Friday, November 29, 2013

Reflections on a year (and some) in Japan.

Autumn ginkgo leaves through the window of a practice room at school.
It's been one year and four weeks since I first stumbled into a tiny apartment in Tokyo, full of awe and wonder at Japan, hopes and dreams for the next 29 months, and fears about just what I was getting into. (The night before I left, I sat on the couch in my parents' house with a sudden case of the cold feet that brought me close to tears. Moving across an ocean? Being a missionary? Who does that?)

"Squid guts." They were really salty.
The second semester of the school year is well underway and I've been alternately too busy and too writer's-blocked to think of a good way to commemorate my one-year Japanniversary on my blog. I wanted it to be something deep and funny, something that would show my growth as a person or at least show off some of the weird/cool stuff I've eaten/done (in short: jellyfish, shark fin soup [both unknowingly at first], and something our hosts called "squid guts"; gone to a cat café, had a soda at a restaurant where there was a warm foot bath under the table, and caught sight of the emperor's motorcade as it passed through Kumamoto).

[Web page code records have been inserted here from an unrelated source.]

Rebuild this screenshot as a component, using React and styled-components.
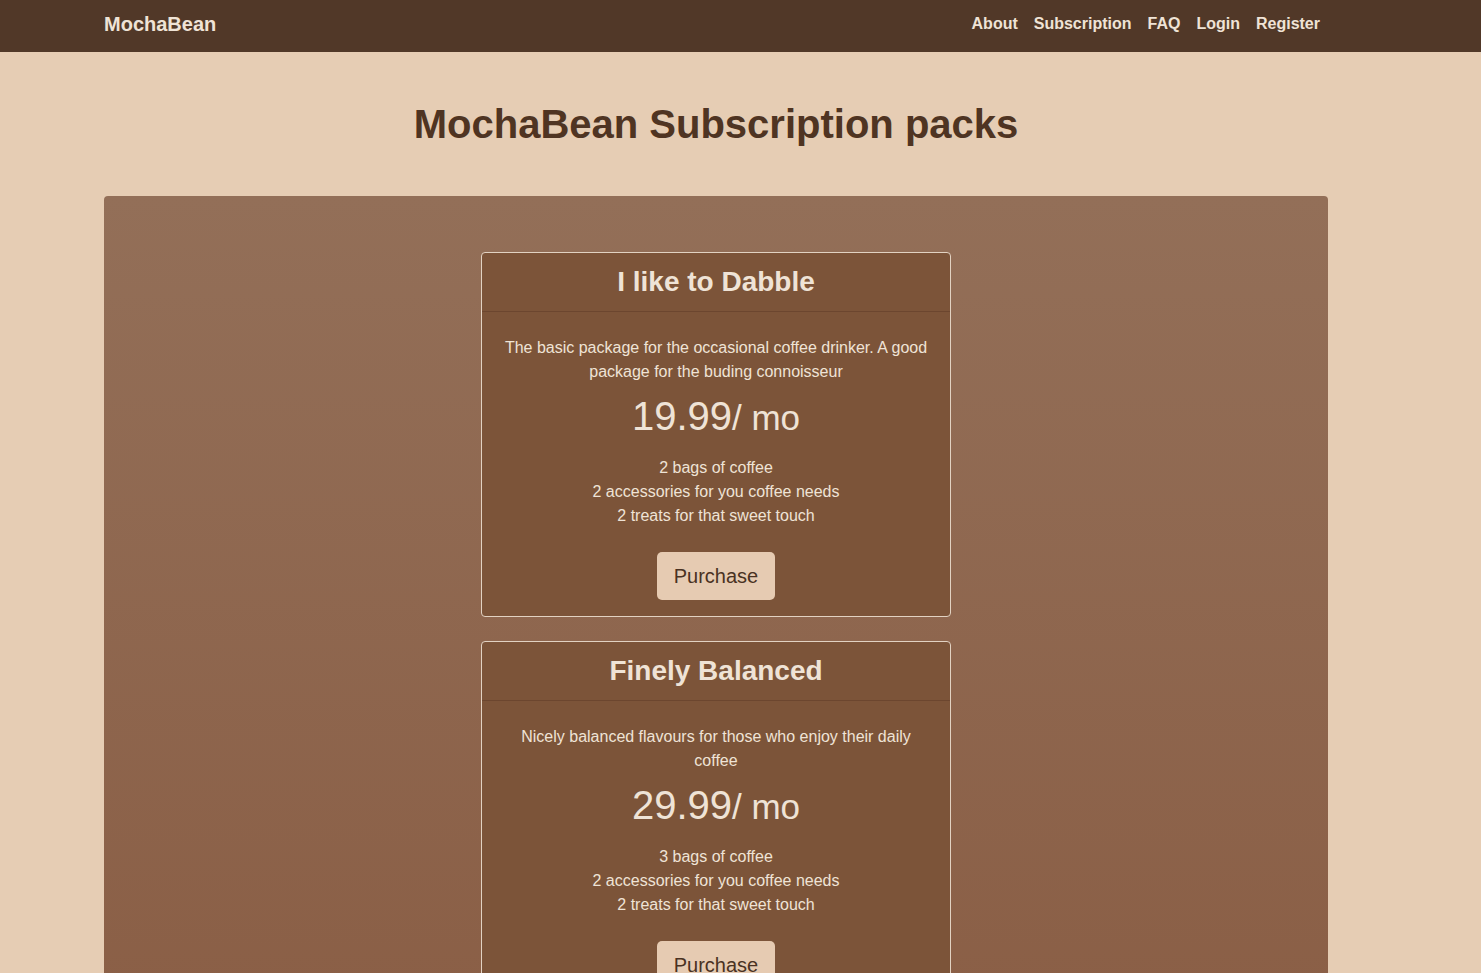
import React from "react";
import styled, { createGlobalStyle } from "styled-components";

const plans = [
  {
    title: "I like to Dabble",
    desc: "The basic package for the occasional coffee drinker. A good package for the buding connoisseur",
    price: "19.99",
    items: ["2 bags of coffee", "2 accessories for you coffee needs", "2 treats for that sweet touch"],
  },
  {
    title: "Finely Balanced",
    desc: "Nicely balanced flavours for those who enjoy their daily coffee",
    price: "29.99",
    items: ["3 bags of coffee", "2 accessories for you coffee needs", "2 treats for that sweet touch"],
  },
];

const links = ["About", "Subscription", "FAQ", "Login", "Register"];

const GlobalStyle = createGlobalStyle`
  * { box-sizing: border-box; }
  body {
    margin: 0;
    background: #e6cdb4;
    font-family: "Liberation Sans", Arial, sans-serif;
    overflow: hidden;
  }
`;

const Nav = styled.nav`
  height: 52px;
  background: #513828;
`;

const NavInner = styled.div`
  width: 1224px;
  margin-left: 104px;
  height: 100%;
  display: flex;
  align-items: center;
  justify-content: space-between;
`;

const Brand = styled.a`
  font-size: 20px;
  font-weight: bold;
  color: #efe3d6;
  margin-top: -4px;
`;

const Links = styled.ul`
  list-style: none;
  margin: 0;
  padding: 0;
  display: flex;
  margin-top: -4px;
`;

const LinkItem = styled.li`
  font-size: 16px;
  font-weight: bold;
  color: #efe3d6;
  padding: 0 8px;
`;

const Title = styled.h1`
  margin: 48px 0 48px;
  width: 1224px;
  margin-left: 104px;
  text-align: center;
  font-size: 40px;
  line-height: 48px;
  font-weight: bold;
  color: #4f3422;
`;

const Panel = styled.section`
  width: 1224px;
  margin-left: 104px;
  min-height: 800px;
  border-radius: 4px 4px 0 0;
  background: linear-gradient(180deg, #936f58 0%, #8a5e45 100%);
  padding: 56px 0 40px;
  display: flex;
  flex-direction: column;
  align-items: center;
  gap: 24px;
`;

const Card = styled.div`
  width: 470px;
  background: #7c5439;
  border: 1px solid #e2d2c2;
  border-radius: 4px;
  text-align: center;
  color: #efe3d6;
`;

const CardHead = styled.div`
  height: 59px;
  display: flex;
  align-items: center;
  justify-content: center;
  border-bottom: 1px solid #6c462f;
  font-size: 28px;
  font-weight: bold;
  color: #efe3d6;
`;

const CardBody = styled.div`
  padding: 24px 20px 16px;
  display: flex;
  flex-direction: column;
  align-items: center;
`;

const Desc = styled.p`
  margin: 0;
  font-size: 16px;
  line-height: 24px;
`;

const Price = styled.div`
  margin-top: 8px;
  font-size: 40px;
  line-height: 48px;
  small {
    font-size: 35px;
    font-weight: 300;
  }
`;

const Features = styled.ul`
  list-style: none;
  margin: 14px 0 0;
  padding: 0;
  font-size: 16px;
  line-height: 24px;
`;

const Button = styled.button`
  margin-top: 24px;
  width: 118px;
  height: 48px;
  border: none;
  border-radius: 5px;
  background: #e6cbb2;
  color: #4a3222;
  font-family: "Liberation Sans", Arial, sans-serif;
  font-size: 20px;
`;

export default function App() {
  return (
    <>
      <GlobalStyle />
      <Nav>
        <NavInner>
          <Brand>MochaBean</Brand>
          <Links>
            {links.map((l) => (
              <LinkItem key={l}>{l}</LinkItem>
            ))}
          </Links>
        </NavInner>
      </Nav>
      <Title>MochaBean Subscription packs</Title>
      <Panel>
        {plans.map((p) => (
          <Card key={p.title}>
            <CardHead>{p.title}</CardHead>
            <CardBody>
              <Desc>{p.desc}</Desc>
              <Price>
                {p.price}
                <small>/ mo</small>
              </Price>
              <Features>
                {p.items.map((i) => (
                  <li key={i}>{i}</li>
                ))}
              </Features>
              <Button>Purchase</Button>
            </CardBody>
          </Card>
        ))}
      </Panel>
    </>
  );
}
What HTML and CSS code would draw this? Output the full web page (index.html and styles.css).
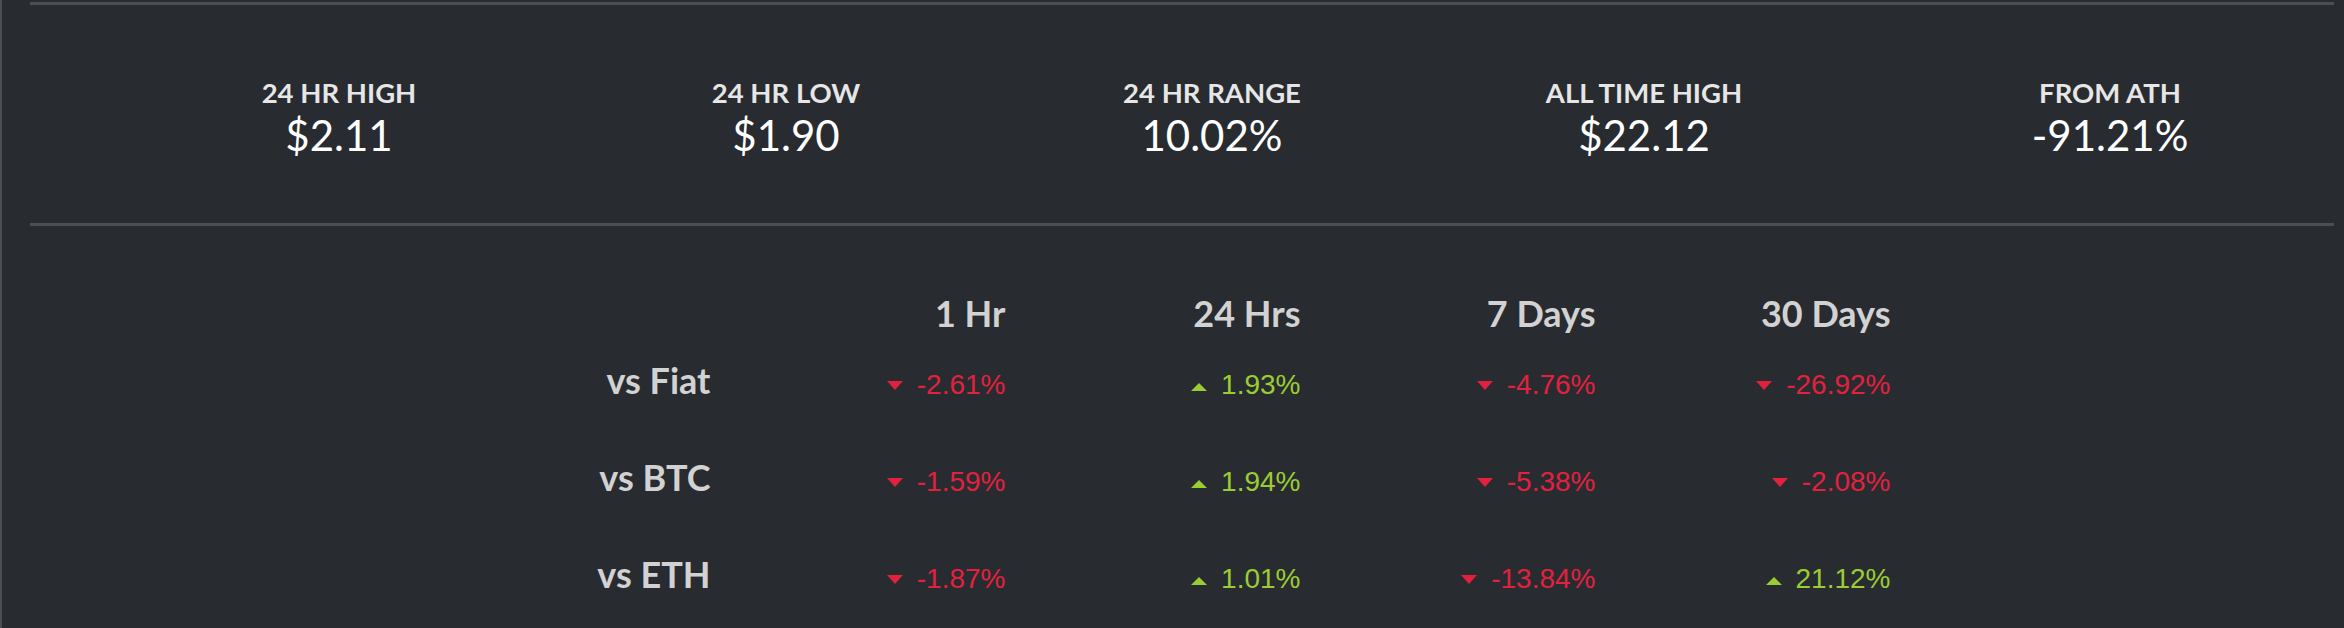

This cat at the cat café just stood
here and stared at everyone like
this the whole time.
But the truth is, God sent a very broken person to Japan that night in November 2012. I'd had a hard year and was full of doubts, insecurities, and anxieties accompanied by an overdeveloped sense of self-preservation that was really just self-importance. I was kind of hoping my service in Japan would fix some of those things and turn me into a confident, compassionate, generous, maybe even Christlike person. But looking back on the past twelve months, it seems that my time here has only highlighted my weaknesses.

It's a point I touched on back in August, with English Summer Camp. I often wonder if I'm doing the whole "mission" thing right, with my stumbling attempts at explaining why the Bible is important to a student about to go abroad and my too-long morning chapel messages that make everyone late for first-hour class. Am I here because God wanted me to be here, or am I here because my Japanophile self wanted to be here?

Ginger ale and a foot soak.
I ask God that question a lot, and I never seem to get a straight answer. Maybe it's a question it's useless to even be asking, like those "nonsense questions" C. S. Lewis talked about in A Grief Observed.* (Been on a C. S. Lewis reading binge lately.) Last night was a good reminder that I'm just grateful to be a J-3. It was Thanksgiving and I had delicious nabemono, homemade hot-pot, with a long-term missionary in her cozy apartment while we just laughed and talked together.

I'm a J-3 who bumbles and flounders and hesitates in her attempts to walk with God, and as long as I'm here on Earth I don't think I can get much better than that. Thank God the God I serve can make something out of someone like me, even if I can't see it yet. (You are working on me, right, God? ...Sorry! I'll get back to work...)

Trick-or-treating around school with the junior high English
Speaking Society girls. They make my Wednesdays.

*"Can a mortal ask questions which God finds unanswerable? Quite easily, I should think. All nonsense questions are unanswerable. How many hours are in a mile? Is yellow square or round? Probably half the questions we ask--half our great theological and metaphysical problems--are like that."
C. S. Lewis, A Grief Observed, from the collection The Complete C. S. Lewis Signature Classics (HarperCollins, 2002) 685.


Therefore I will boast all the more gladly about my weaknesses, so that Christ’s power may rest on me.